In cultures where dating is not prevalent, arranged marriages perform a similar function—bringing together people who might otherwise not have met. In such cultures, arranged marriage is viewed as the norm and accepted by young adults. In several cultures, the last duty of a parent to his or her son or daughter is to see that he or she passes through the marital rites.
In some cultures, arranged marriage is a tradition handed down through many generations. Parents who take their son or daughter's marriage into their own hands have themselves been married by the same process. Many parents, and children likewise, feel pressure from the community to conform, and in certain cultures a love marriage or even courtship is considered a failure on the part of the parents to maintain control over their child.
Proponents of arranged marriage often feel that people can quite easily be influenced by emotional infatuation to make an illogical choice.[3] In these societies, the intragenerational relationship of the family is much more valued than the marital relationship. The whole purpose of the marriage is to have a family.[4] Even if the couple does not love each other at first, a greater understanding between the two would develop, aided by their often similar socioeconomic, religious, political, and cultural backgrounds.[5] Proponents may also feel that marriages simply based on romance are doomed to failure due to the partners having unreasonable expectations of each other and with the relationship having little room for improvement.[5]
Furthermore, supporters of arranged marriages believe that parents can be trusted to make a match that is in the best interests of their children. They hold that parents have much practical experience to draw from and not be misguided by emotions and hormones.[5] Opponents will note that there are times when the choosers select a match that serves their interests or the family's interests and not necessarily to the couple’s pleasure and find this naturally unacceptable.[5] However, the community and even the children may see this as an acceptable risk with potential benefits.
In these societies, the intragenerational relationship of the family is much more valued than the marital relationship.

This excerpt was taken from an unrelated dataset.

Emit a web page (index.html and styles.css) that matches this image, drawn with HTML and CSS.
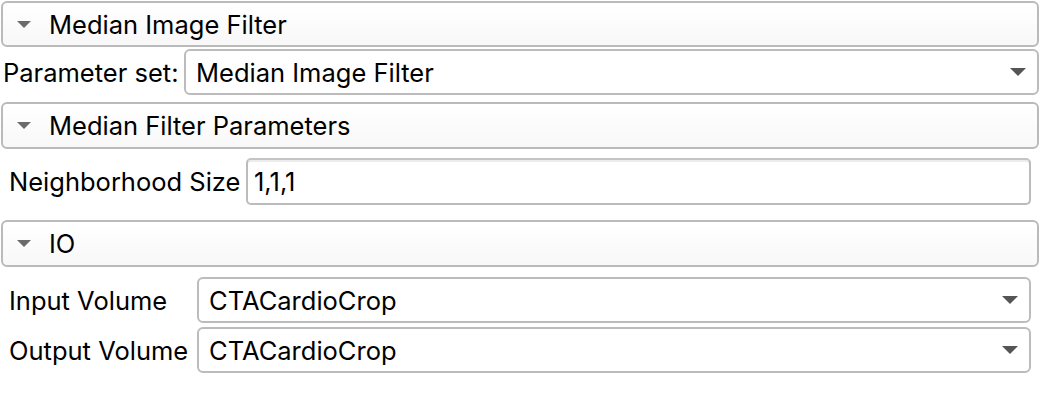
FILE: index.html
```html
<!DOCTYPE html>
<html>
<head>
<meta charset="utf-8">
<link rel="stylesheet" href="styles.css">
</head>
<body>
<div class="panel">
  <div class="section-header h1"><span class="caret"></span><span>Median Image Filter</span></div>
  <div class="param-row">
    <span class="label param-label">Parameter set:</span>
    <div class="combo">Median Image Filter<span class="arrow"></span></div>
  </div>
  <div class="section-header h2"><span class="caret"></span><span>Median Filter Parameters</span></div>
  <div class="nb-row">
    <span class="label nb-label">Neighborhood Size</span>
    <div class="lineedit">1,1,1</div>
  </div>
  <div class="section-header h3"><span class="caret"></span><span>IO</span></div>
  <div class="io-grid">
    <span class="label">Input Volume</span>
    <div class="combo">CTACardioCrop<span class="arrow"></span></div>
    <span class="label">Output Volume</span>
    <div class="combo">CTACardioCrop<span class="arrow"></span></div>
  </div>
</div>
</body>
</html>
```
FILE: styles.css
```css
* { box-sizing: border-box; }
html, body { margin: 0; padding: 0; background: #ffffff; }
body {
  font-family: Inter, "Liberation Sans", Arial, sans-serif;
  font-size: 25.5px;
  color: #000;
  width: 1042px;
  height: 402px;
  overflow: hidden;
}
.panel {
  padding: 1px 3px 0 1px;
  display: flex;
  flex-direction: column;
}
.section-header {
  height: 46px;
  border: 2px solid #bababa;
  border-radius: 6px;
  background: linear-gradient(#ffffff, #f8f8f8);
  display: flex;
  align-items: center;
  padding-left: 14px;
}
.caret {
  width: 0; height: 0;
  border-left: 7px solid transparent;
  border-right: 7px solid transparent;
  border-top: 7px solid #6b6b6b;
  margin-right: 18px;
}
.h2 { margin-top: 7px; height: 47px; }
.h3 { margin-top: 15px; height: 47px; }
.param-row {
  margin-top: 2px;
  display: flex;
  align-items: center;
  gap: 8px;
  padding-left: 2px;
}
.param-label { width: 173px; flex: none; white-space: nowrap; }
.combo {
  flex: 1;
  height: 46px;
  border: 2px solid #bcbcbc;
  border-radius: 6px;
  background: #ffffff;
  display: flex;
  align-items: center;
  padding-left: 10px;
  position: relative;
}
.arrow {
  position: absolute;
  right: 11px;
  top: 50%;
  margin-top: -4px;
  width: 0; height: 0;
  border-left: 8px solid transparent;
  border-right: 8px solid transparent;
  border-top: 8px solid #555555;
}
.nb-row {
  margin-top: 9px;
  display: flex;
  align-items: center;
  gap: 8px;
  padding-left: 8px;
  padding-right: 8px;
}
.nb-label { width: 229px; flex: none; white-space: nowrap; }
.lineedit {
  flex: 1;
  height: 47px;
  border: 2px solid #bcbcbc;
  border-top-color: #c4c4c4;
  border-radius: 5px;
  background: #ffffff;
  box-shadow: inset 0 2px 0 #ececec;
  display: flex;
  align-items: center;
  padding-left: 6px;
}
.io-grid {
  margin-top: 10px;
  display: grid;
  grid-template-columns: 180px 1fr;
  column-gap: 8px;
  row-gap: 4px;
  padding-left: 8px;
  padding-right: 8px;
  align-items: center;
}
.io-grid .combo { height: 46px; }
.label { white-space: nowrap; }
```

The whole purpose of the marriage is to have a family. The stability and endurance of the family in the long run are more important than the sexual pleasures involved in marital relationships.[6]
Factors considered in matchmaking
In India, some of the factors to be considered in some order of priority may be taken into account for the purpose of matchmaking:
Among most Indian and Nepalese Hindus, the hereditary system of caste (Hindi: jâti) is an extremely important factor in arranged marriage. Arranged marriages, and parents, almost always require that the married persons should be of the same caste. Sometimes inter-caste marriage is one of the principal reasons of familial rejection or anger with the marriage. The proof can be seen by the numerous Indian marriage websites on the internet, most of which are by caste. Even within the caste, there is obligation, followed strictly by many communities, to marry (their son/daughter) outside the gotra (sub-caste or clan). It must however be noted that modern India, being a democracy, does not prohibit inter-caste or intra-gotra marriage (by the Hindu Marriage Act). Arranged marriages are less common in the Hindu diaspora outside South Asia, although they have undergone a revival in the United Kingdom among Indian immigrants.[7]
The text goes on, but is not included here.